[Pages as source code]
** Start **
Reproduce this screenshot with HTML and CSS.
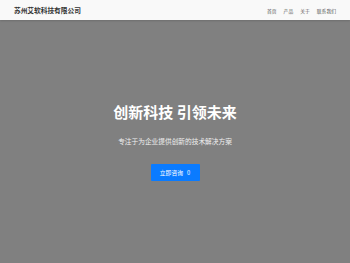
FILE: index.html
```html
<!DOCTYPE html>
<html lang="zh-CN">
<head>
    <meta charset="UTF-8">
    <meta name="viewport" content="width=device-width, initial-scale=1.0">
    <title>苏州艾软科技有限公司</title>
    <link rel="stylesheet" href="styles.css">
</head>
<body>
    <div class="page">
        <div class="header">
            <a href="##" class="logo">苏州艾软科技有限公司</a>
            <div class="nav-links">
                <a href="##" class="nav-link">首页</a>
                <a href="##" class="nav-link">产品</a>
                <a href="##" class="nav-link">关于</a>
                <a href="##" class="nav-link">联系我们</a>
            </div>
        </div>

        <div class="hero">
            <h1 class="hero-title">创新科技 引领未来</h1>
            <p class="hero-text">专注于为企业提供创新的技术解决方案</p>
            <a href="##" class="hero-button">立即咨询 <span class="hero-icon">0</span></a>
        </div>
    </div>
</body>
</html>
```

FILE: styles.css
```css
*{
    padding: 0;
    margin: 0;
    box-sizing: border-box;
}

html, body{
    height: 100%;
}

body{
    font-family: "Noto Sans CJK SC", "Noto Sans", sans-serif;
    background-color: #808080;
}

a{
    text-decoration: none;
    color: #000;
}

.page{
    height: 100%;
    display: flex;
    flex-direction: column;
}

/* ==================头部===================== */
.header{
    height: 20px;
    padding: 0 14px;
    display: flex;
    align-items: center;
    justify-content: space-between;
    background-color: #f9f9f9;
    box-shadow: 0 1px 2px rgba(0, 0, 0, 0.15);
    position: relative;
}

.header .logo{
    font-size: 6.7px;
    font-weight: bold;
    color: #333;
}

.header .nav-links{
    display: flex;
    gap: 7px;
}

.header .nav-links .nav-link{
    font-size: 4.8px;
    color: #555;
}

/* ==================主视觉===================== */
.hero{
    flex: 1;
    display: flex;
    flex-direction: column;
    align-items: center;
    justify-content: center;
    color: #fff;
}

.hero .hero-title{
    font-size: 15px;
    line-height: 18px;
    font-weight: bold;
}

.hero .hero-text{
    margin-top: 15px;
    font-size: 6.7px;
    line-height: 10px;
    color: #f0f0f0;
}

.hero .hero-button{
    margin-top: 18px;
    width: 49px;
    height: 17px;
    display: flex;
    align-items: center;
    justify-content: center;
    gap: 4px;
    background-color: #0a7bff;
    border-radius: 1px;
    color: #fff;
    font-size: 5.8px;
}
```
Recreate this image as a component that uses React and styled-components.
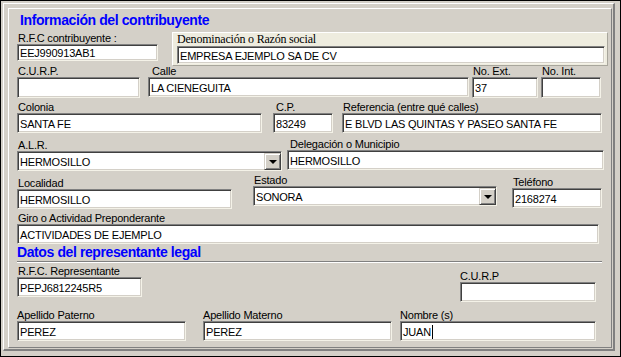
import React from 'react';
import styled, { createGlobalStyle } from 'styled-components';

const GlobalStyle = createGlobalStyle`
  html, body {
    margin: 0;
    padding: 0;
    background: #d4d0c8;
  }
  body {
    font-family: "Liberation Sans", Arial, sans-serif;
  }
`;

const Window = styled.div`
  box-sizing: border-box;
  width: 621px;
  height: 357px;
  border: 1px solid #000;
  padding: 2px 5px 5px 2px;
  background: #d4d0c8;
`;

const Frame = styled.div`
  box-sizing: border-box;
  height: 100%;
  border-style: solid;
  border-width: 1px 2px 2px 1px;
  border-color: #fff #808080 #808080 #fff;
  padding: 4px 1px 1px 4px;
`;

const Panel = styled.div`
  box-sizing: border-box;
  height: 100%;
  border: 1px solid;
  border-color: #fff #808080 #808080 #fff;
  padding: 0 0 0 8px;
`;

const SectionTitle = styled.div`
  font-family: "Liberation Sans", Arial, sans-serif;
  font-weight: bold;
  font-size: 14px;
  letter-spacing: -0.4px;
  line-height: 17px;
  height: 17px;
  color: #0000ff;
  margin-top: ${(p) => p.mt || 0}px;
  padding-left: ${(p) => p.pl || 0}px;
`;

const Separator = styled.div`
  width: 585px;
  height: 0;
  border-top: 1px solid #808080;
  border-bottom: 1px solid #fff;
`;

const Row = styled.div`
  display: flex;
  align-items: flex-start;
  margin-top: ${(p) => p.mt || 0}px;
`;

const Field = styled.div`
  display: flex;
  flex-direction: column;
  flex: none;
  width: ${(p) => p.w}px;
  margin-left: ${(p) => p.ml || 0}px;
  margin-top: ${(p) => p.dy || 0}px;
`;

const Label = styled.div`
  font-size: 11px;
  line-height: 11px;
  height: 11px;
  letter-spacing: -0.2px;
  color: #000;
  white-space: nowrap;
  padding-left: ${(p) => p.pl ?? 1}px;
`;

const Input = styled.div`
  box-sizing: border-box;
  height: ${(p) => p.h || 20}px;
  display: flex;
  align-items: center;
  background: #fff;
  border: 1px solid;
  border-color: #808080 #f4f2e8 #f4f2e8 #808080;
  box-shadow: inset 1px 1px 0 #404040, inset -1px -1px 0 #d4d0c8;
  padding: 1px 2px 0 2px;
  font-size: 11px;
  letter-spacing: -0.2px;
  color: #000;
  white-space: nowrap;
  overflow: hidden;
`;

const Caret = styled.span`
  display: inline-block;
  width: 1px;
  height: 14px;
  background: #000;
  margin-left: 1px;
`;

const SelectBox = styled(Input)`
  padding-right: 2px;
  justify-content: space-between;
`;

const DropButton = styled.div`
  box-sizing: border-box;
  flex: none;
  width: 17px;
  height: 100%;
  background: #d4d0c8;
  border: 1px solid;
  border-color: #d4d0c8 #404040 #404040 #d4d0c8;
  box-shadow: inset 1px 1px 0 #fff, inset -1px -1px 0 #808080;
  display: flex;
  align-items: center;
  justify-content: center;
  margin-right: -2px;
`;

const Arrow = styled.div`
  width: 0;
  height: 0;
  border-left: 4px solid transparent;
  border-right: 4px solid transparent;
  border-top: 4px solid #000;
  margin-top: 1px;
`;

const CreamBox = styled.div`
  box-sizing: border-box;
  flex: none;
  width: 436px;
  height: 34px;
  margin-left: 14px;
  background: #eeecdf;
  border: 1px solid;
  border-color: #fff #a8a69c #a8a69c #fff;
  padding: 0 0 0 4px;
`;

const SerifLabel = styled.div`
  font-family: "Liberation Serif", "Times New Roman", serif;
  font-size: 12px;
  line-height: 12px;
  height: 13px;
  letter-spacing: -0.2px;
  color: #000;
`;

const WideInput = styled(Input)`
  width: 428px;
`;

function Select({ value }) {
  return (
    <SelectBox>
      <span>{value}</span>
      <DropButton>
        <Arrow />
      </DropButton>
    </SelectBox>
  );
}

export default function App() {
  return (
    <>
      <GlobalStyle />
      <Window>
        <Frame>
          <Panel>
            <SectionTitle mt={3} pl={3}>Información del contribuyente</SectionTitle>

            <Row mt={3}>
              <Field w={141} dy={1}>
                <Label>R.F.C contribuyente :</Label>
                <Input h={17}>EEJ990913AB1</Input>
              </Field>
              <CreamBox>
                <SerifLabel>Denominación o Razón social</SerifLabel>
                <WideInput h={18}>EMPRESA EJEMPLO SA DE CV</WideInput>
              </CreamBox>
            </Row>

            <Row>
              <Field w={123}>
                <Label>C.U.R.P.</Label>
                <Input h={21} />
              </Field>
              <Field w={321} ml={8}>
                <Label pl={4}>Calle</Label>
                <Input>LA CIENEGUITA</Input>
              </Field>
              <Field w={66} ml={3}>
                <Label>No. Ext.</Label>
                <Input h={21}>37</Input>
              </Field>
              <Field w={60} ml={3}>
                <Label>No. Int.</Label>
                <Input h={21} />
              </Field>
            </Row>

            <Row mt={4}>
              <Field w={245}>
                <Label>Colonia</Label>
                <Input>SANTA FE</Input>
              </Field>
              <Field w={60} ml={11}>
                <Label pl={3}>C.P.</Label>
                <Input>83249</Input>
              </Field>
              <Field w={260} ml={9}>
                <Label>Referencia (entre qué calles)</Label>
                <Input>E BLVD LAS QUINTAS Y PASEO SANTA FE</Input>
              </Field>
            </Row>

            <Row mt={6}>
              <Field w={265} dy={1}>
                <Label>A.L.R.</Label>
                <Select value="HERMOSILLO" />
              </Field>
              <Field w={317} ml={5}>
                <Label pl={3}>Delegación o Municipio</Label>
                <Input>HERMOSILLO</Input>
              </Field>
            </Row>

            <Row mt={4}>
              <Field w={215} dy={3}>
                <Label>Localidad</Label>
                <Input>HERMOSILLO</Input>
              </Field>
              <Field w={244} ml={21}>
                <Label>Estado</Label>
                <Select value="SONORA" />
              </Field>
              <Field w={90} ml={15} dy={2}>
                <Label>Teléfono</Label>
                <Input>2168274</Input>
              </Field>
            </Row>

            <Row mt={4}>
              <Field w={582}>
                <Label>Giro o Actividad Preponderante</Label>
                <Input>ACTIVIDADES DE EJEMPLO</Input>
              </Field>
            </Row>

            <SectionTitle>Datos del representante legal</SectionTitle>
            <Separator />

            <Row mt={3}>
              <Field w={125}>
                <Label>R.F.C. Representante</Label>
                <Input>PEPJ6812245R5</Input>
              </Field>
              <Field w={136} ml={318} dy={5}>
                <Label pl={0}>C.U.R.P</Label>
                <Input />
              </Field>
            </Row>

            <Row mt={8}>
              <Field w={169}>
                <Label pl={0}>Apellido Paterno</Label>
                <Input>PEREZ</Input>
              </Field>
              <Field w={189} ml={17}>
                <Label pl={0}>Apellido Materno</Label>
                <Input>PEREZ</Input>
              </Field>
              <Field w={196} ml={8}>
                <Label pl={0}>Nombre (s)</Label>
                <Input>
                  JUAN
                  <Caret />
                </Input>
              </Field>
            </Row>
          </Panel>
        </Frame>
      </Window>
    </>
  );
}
** End **
→ Problem details
From the listing above, copy all lines holding the word "React".

→ Solution
Recreate this image as a component that uses React and styled-components.
import React from 'react';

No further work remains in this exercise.